I just fired of 10 rd loaded with just the Federal primers with no problem except for the cylinder binding like you said. Nice firing pin indent in them. I am going to load up some live rounds and try them out in the next few days.
As for the shim. I didn't shim between the screw and frame like a washer. I shimmed about 1/2" above the screw between the spring and front strap. Will that still do as you said? The hammer is a little harder to cock with it that way. I also tried different brands of brass and all the chambers in the cylinder and not just one.
 
Oh, that's a novel approach. I never heard of that one. Learn something every day. Clever idea. I'm going to remember that one.
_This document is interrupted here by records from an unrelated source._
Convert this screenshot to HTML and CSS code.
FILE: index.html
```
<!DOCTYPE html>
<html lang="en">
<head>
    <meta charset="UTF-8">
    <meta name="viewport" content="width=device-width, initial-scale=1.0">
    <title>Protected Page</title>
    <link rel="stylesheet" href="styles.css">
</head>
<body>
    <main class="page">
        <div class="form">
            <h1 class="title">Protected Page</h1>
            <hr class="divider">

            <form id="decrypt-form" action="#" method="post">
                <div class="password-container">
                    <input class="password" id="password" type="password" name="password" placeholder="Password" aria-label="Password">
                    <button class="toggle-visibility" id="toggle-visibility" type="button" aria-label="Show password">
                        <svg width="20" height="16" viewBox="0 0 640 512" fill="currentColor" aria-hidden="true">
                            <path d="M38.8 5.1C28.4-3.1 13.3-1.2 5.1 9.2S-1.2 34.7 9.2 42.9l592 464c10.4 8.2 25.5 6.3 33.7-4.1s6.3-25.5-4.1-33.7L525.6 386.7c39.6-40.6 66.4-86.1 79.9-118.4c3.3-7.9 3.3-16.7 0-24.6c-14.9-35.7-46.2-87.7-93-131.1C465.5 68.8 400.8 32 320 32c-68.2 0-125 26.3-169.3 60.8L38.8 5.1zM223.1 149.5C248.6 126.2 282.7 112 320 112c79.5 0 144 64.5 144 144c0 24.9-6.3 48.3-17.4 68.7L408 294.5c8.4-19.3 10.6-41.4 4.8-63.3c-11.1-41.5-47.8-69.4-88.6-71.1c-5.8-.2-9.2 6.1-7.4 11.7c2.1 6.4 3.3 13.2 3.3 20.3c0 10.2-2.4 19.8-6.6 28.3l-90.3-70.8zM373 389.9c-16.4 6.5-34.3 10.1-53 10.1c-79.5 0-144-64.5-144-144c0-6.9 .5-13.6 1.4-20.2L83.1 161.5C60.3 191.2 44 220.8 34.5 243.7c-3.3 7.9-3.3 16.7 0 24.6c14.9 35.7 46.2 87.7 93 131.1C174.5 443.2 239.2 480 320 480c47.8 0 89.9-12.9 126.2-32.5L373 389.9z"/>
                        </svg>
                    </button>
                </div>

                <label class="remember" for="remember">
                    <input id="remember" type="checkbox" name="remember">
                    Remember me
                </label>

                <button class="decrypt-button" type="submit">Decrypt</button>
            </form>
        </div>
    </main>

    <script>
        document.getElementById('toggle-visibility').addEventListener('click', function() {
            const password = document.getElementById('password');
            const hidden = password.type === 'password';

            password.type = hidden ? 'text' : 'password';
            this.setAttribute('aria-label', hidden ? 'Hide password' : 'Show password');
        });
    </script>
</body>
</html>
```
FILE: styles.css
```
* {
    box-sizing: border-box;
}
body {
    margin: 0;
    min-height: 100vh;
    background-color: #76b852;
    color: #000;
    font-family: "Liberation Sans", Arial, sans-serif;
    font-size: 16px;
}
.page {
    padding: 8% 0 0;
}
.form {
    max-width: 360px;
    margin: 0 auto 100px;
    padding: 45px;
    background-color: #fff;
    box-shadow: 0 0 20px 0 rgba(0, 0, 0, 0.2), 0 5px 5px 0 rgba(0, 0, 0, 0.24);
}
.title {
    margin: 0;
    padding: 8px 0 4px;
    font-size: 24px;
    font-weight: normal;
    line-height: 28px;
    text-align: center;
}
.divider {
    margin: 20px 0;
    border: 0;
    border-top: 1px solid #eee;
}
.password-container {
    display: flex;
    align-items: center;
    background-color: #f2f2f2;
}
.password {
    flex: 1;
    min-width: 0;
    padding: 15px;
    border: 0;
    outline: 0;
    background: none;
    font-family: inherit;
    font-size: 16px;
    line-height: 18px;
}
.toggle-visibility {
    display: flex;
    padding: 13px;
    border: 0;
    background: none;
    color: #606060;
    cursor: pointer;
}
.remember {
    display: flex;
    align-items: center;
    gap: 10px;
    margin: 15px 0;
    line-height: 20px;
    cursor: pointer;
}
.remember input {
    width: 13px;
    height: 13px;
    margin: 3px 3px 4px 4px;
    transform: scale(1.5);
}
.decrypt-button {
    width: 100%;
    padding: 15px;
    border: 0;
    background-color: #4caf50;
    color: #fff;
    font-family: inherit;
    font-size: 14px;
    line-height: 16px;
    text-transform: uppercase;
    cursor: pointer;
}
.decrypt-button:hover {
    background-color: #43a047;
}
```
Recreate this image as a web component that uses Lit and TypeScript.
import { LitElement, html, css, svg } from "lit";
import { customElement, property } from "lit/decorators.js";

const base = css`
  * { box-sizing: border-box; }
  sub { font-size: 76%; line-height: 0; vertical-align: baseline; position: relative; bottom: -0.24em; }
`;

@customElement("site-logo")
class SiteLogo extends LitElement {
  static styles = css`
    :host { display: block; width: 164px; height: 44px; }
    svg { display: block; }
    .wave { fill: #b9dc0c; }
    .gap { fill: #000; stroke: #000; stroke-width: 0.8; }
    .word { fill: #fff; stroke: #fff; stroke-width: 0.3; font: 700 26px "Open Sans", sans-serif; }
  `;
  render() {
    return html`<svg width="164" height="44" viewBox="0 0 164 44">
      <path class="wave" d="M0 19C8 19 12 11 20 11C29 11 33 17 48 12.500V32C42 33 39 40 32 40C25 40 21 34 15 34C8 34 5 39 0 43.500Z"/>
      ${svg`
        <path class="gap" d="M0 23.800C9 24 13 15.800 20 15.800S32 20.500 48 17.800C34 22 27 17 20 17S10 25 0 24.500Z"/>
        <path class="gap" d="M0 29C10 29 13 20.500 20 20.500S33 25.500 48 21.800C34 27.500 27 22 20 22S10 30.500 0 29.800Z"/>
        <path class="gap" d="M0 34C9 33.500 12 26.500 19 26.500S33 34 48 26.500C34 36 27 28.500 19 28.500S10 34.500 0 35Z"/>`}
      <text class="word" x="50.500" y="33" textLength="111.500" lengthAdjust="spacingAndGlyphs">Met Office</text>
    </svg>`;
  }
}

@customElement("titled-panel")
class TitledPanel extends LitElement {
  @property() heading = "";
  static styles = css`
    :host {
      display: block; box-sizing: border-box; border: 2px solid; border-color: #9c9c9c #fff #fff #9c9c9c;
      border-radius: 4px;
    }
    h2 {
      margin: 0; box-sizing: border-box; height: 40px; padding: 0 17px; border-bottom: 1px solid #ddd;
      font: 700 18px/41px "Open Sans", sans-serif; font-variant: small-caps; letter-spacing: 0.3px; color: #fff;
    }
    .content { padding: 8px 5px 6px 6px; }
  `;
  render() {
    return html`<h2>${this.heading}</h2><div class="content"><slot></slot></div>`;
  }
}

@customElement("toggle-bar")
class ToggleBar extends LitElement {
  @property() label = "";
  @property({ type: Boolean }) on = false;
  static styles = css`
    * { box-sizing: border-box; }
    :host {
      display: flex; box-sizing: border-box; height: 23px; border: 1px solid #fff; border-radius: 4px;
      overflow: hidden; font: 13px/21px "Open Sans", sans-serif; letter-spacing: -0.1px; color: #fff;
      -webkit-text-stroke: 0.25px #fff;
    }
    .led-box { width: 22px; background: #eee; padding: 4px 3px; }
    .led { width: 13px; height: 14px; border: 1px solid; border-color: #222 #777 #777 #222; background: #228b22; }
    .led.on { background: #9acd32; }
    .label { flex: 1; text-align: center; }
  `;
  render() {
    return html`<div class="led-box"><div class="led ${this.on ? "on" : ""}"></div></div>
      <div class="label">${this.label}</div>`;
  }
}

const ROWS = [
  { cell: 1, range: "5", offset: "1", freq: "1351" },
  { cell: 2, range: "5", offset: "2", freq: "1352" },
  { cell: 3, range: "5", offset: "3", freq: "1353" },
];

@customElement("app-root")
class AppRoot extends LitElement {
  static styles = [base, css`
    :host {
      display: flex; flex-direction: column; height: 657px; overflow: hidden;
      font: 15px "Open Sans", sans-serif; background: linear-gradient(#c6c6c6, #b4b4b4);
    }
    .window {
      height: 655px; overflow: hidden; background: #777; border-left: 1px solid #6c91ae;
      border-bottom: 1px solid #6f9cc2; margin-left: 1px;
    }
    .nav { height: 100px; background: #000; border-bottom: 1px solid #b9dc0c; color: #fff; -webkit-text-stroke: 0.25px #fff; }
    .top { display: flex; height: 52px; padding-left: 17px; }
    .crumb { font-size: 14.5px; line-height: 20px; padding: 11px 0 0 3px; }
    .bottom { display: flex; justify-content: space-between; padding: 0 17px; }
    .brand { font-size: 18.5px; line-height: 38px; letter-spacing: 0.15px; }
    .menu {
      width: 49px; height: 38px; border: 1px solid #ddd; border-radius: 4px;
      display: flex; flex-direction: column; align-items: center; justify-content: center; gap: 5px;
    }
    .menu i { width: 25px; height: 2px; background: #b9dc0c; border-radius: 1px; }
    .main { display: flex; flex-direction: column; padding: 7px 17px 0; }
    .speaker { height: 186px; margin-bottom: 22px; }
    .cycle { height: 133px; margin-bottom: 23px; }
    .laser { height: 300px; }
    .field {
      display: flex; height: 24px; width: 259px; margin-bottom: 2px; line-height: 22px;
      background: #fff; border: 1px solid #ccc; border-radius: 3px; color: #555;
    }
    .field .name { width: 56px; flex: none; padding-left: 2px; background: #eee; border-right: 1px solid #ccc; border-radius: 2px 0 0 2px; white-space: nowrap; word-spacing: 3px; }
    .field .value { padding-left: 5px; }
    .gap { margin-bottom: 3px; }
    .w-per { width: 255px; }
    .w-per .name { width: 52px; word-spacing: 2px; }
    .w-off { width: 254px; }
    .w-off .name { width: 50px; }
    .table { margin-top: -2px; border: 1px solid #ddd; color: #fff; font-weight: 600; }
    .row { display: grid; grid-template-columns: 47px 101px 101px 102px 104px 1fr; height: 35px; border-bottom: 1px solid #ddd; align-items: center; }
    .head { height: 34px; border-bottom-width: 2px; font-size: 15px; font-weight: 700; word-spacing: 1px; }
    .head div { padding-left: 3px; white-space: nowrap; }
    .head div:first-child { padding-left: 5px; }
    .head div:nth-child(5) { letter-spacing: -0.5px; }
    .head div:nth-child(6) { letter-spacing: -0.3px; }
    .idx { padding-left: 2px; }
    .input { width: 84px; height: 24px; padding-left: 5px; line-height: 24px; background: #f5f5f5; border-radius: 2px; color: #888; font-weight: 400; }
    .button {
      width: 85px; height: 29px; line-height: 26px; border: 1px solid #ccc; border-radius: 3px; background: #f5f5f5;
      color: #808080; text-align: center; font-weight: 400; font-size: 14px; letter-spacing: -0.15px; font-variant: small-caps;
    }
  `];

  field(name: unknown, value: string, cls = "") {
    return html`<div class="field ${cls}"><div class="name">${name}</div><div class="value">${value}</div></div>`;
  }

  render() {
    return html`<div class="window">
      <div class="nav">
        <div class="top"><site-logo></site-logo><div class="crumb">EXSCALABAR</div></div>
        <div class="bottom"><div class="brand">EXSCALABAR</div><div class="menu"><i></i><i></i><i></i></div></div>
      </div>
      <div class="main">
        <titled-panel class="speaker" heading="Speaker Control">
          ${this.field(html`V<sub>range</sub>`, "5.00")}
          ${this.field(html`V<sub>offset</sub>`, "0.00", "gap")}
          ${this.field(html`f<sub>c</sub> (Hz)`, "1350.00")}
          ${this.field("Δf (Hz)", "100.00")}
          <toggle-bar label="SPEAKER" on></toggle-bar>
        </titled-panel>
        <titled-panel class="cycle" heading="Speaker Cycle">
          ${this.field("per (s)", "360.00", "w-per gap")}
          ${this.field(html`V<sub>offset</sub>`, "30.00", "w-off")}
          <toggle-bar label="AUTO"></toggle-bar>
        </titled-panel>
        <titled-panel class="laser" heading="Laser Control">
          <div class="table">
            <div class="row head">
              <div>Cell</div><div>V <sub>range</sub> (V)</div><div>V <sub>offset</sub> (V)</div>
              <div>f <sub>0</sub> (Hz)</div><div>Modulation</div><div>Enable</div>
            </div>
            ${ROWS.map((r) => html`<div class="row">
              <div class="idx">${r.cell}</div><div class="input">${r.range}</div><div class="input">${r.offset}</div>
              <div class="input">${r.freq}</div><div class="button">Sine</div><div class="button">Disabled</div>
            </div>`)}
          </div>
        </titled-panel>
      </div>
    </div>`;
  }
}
Yes, if you are angling the spring back, which it sounds like you are doing, yes, that probably would have the effect of bending the spring more at full cock than the amount it is bent when mounted to the frame in the normal way. The same precaution applies, do not angle it so much that the roller on the hammer pops out of engagement with the spring when the hammer is all the way down.

The shimming I was talking about was using a spacer to move the spring over horizontally, parallel to its normal mounting position. That has the effect of lessening the amount of bend the spring goes through at full cock. It is normally done with a leather shim.

Again, I am going to suggest not wasting bullets and powder. Load up some more primers into empty cases and fire them in the basement with the towel. It seems to me your goal should be to tweak the hammer spring until you can get it to reliably fire Winchester primers, which are harder to ignite than Federals. That way you will not be tied to a specific brand of primer, you will be able to use either Winchesters or Federals.

You can take the grips off, and keep tweaking the hammer spring to your heart's content in the basement without wasting bullets or powder during the experimental stage. You may want to add to the shim to get Winchester primers to fire reliably. When you arrive at a satisfactory tension for the spring, then go to the range with loaded ammo. The primers will not know the difference whether there is powder and a bullet in front of them. Get the hammer set the way you want it, then load up some ammo and try them at the range.

By the way, you want to be studying primer dents in rounds that did not go off, not dents in ammo where the primer fired. Fired ammo will have a nice dent anyway. You want to be examining the failures, not the successes.